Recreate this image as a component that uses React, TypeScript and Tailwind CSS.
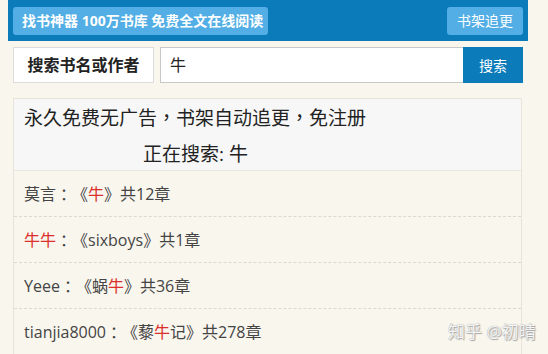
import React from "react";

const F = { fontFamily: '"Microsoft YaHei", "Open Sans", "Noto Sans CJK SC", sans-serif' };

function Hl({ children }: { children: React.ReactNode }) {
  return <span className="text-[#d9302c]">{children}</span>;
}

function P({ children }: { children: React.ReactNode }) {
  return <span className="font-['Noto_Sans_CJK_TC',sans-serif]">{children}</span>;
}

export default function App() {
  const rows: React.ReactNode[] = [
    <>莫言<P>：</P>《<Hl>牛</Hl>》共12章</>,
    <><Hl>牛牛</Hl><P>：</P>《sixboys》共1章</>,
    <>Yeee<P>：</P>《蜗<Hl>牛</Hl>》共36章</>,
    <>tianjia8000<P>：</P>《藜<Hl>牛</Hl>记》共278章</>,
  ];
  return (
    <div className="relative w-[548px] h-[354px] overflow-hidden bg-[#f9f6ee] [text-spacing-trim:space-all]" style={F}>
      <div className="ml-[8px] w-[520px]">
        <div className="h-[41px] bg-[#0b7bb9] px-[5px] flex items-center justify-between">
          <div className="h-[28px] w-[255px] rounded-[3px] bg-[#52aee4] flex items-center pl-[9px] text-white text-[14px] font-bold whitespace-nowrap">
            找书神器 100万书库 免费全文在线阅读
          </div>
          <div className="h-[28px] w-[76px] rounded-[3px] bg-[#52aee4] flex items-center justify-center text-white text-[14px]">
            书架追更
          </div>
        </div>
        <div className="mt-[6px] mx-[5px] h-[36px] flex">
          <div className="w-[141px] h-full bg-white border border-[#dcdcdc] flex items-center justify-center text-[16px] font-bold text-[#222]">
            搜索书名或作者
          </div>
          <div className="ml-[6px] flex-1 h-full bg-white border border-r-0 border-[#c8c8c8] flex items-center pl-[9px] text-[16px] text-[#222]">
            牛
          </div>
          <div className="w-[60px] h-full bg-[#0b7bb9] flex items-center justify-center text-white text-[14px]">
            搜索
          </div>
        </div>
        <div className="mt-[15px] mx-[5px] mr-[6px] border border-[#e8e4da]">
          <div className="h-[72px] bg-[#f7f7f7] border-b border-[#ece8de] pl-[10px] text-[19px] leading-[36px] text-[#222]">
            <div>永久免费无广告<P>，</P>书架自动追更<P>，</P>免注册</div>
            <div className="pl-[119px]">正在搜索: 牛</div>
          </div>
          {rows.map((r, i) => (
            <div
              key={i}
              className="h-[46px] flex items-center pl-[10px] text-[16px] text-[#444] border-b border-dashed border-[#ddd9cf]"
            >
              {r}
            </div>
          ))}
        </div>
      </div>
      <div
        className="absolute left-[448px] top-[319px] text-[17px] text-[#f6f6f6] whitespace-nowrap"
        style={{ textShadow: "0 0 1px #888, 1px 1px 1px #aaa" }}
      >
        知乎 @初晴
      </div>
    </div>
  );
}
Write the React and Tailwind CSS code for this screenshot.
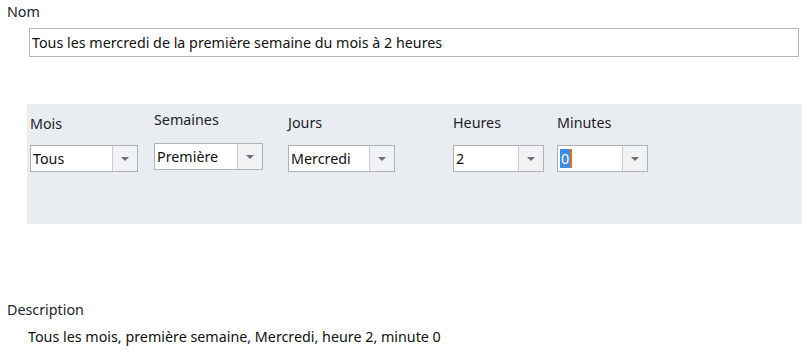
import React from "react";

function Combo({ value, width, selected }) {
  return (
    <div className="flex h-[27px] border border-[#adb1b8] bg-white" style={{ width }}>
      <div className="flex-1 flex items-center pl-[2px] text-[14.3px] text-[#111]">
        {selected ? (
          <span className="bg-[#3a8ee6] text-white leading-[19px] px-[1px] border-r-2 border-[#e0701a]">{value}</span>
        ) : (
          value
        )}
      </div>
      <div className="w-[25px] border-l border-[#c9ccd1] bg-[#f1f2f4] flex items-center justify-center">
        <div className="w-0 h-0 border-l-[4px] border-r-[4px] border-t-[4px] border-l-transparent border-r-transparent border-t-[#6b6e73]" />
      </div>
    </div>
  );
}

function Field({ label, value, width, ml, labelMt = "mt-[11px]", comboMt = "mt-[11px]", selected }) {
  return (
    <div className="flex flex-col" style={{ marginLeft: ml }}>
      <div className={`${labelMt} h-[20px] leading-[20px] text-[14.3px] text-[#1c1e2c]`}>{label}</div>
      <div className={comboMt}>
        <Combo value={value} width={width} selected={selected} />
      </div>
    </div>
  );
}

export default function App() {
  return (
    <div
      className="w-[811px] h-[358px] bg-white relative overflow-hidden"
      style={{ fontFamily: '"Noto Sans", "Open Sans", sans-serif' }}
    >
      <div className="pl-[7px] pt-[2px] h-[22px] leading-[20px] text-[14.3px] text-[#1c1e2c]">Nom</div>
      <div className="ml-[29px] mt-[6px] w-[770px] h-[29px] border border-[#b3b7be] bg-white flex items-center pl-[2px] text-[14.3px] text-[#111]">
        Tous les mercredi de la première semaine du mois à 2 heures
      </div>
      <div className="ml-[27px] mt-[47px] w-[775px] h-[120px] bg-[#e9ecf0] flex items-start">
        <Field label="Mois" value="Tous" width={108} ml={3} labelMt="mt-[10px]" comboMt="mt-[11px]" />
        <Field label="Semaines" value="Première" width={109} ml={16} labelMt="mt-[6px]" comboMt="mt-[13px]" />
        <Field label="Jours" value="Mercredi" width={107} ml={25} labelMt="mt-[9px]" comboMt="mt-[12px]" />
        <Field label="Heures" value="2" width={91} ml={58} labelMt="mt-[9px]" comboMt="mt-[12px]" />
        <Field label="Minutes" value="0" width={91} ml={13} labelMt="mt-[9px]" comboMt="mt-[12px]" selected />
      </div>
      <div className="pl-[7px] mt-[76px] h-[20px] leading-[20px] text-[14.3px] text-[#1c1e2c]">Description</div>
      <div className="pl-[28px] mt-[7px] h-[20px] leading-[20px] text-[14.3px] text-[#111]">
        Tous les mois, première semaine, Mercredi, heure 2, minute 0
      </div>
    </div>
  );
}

◇ ◇ ◇ ◇ ◇ ◇ ◇

--- EXERCISE DETAILS ---
Give back all entries exactly. No pictures belong in the copy.

--- RESULT OF THIS EXERCISE ---
Recreate this image as a component that uses React, TypeScript and Tailwind CSS.
import React from "react";

const F = { fontFamily: '"Microsoft YaHei", "Open Sans", "Noto Sans CJK SC", sans-serif' };

function Hl({ children }: { children: React.ReactNode }) {
  return <span className="text-[#d9302c]">{children}</span>;
}

function P({ children }: { children: React.ReactNode }) {
  return <span className="font-['Noto_Sans_CJK_TC',sans-serif]">{children}</span>;
}

export default function App() {
  const rows: React.ReactNode[] = [
    <>莫言<P>：</P>《<Hl>牛</Hl>》共12章</>,
    <><Hl>牛牛</Hl><P>：</P>《sixboys》共1章</>,
    <>Yeee<P>：</P>《蜗<Hl>牛</Hl>》共36章</>,
    <>tianjia8000<P>：</P>《藜<Hl>牛</Hl>记》共278章</>,
  ];
  return (
    <div className="relative w-[548px] h-[354px] overflow-hidden bg-[#f9f6ee] [text-spacing-trim:space-all]" style={F}>
      <div className="ml-[8px] w-[520px]">
        <div className="h-[41px] bg-[#0b7bb9] px-[5px] flex items-center justify-between">
          <div className="h-[28px] w-[255px] rounded-[3px] bg-[#52aee4] flex items-center pl-[9px] text-white text-[14px] font-bold whitespace-nowrap">
            找书神器 100万书库 免费全文在线阅读
          </div>
          <div className="h-[28px] w-[76px] rounded-[3px] bg-[#52aee4] flex items-center justify-center text-white text-[14px]">
            书架追更
          </div>
        </div>
        <div className="mt-[6px] mx-[5px] h-[36px] flex">
          <div className="w-[141px] h-full bg-white border border-[#dcdcdc] flex items-center justify-center text-[16px] font-bold text-[#222]">
            搜索书名或作者
          </div>
          <div className="ml-[6px] flex-1 h-full bg-white border border-r-0 border-[#c8c8c8] flex items-center pl-[9px] text-[16px] text-[#222]">
            牛
          </div>
          <div className="w-[60px] h-full bg-[#0b7bb9] flex items-center justify-center text-white text-[14px]">
            搜索
          </div>
        </div>
        <div className="mt-[15px] mx-[5px] mr-[6px] border border-[#e8e4da]">
          <div className="h-[72px] bg-[#f7f7f7] border-b border-[#ece8de] pl-[10px] text-[19px] leading-[36px] text-[#222]">
            <div>永久免费无广告<P>，</P>书架自动追更<P>，</P>免注册</div>
            <div className="pl-[119px]">正在搜索: 牛</div>
          </div>
          {rows.map((r, i) => (
            <div
              key={i}
              className="h-[46px] flex items-center pl-[10px] text-[16px] text-[#444] border-b border-dashed border-[#ddd9cf]"
            >
              {r}
            </div>
          ))}
        </div>
      </div>
      <div
        className="absolute left-[448px] top-[319px] text-[17px] text-[#f6f6f6] whitespace-nowrap"
        style={{ textShadow: "0 0 1px #888, 1px 1px 1px #aaa" }}
      >
        知乎 @初晴
      </div>
    </div>
  );
}
Write the React and Tailwind CSS code for this screenshot.
import React from "react";

function Combo({ value, width, selected }) {
  return (
    <div className="flex h-[27px] border border-[#adb1b8] bg-white" style={{ width }}>
      <div className="flex-1 flex items-center pl-[2px] text-[14.3px] text-[#111]">
        {selected ? (
          <span className="bg-[#3a8ee6] text-white leading-[19px] px-[1px] border-r-2 border-[#e0701a]">{value}</span>
        ) : (
          value
        )}
      </div>
      <div className="w-[25px] border-l border-[#c9ccd1] bg-[#f1f2f4] flex items-center justify-center">
        <div className="w-0 h-0 border-l-[4px] border-r-[4px] border-t-[4px] border-l-transparent border-r-transparent border-t-[#6b6e73]" />
      </div>
    </div>
  );
}

function Field({ label, value, width, ml, labelMt = "mt-[11px]", comboMt = "mt-[11px]", selected }) {
  return (
    <div className="flex flex-col" style={{ marginLeft: ml }}>
      <div className={`${labelMt} h-[20px] leading-[20px] text-[14.3px] text-[#1c1e2c]`}>{label}</div>
      <div className={comboMt}>
        <Combo value={value} width={width} selected={selected} />
      </div>
    </div>
  );
}

export default function App() {
  return (
    <div
      className="w-[811px] h-[358px] bg-white relative overflow-hidden"
      style={{ fontFamily: '"Noto Sans", "Open Sans", sans-serif' }}
    >
      <div className="pl-[7px] pt-[2px] h-[22px] leading-[20px] text-[14.3px] text-[#1c1e2c]">Nom</div>
      <div className="ml-[29px] mt-[6px] w-[770px] h-[29px] border border-[#b3b7be] bg-white flex items-center pl-[2px] text-[14.3px] text-[#111]">
        Tous les mercredi de la première semaine du mois à 2 heures
      </div>
      <div className="ml-[27px] mt-[47px] w-[775px] h-[120px] bg-[#e9ecf0] flex items-start">
        <Field label="Mois" value="Tous" width={108} ml={3} labelMt="mt-[10px]" comboMt="mt-[11px]" />
        <Field label="Semaines" value="Première" width={109} ml={16} labelMt="mt-[6px]" comboMt="mt-[13px]" />
        <Field label="Jours" value="Mercredi" width={107} ml={25} labelMt="mt-[9px]" comboMt="mt-[12px]" />
        <Field label="Heures" value="2" width={91} ml={58} labelMt="mt-[9px]" comboMt="mt-[12px]" />
        <Field label="Minutes" value="0" width={91} ml={13} labelMt="mt-[9px]" comboMt="mt-[12px]" selected />
      </div>
      <div className="pl-[7px] mt-[76px] h-[20px] leading-[20px] text-[14.3px] text-[#1c1e2c]">Description</div>
      <div className="pl-[28px] mt-[7px] h-[20px] leading-[20px] text-[14.3px] text-[#111]">
        Tous les mois, première semaine, Mercredi, heure 2, minute 0
      </div>
    </div>
  );
}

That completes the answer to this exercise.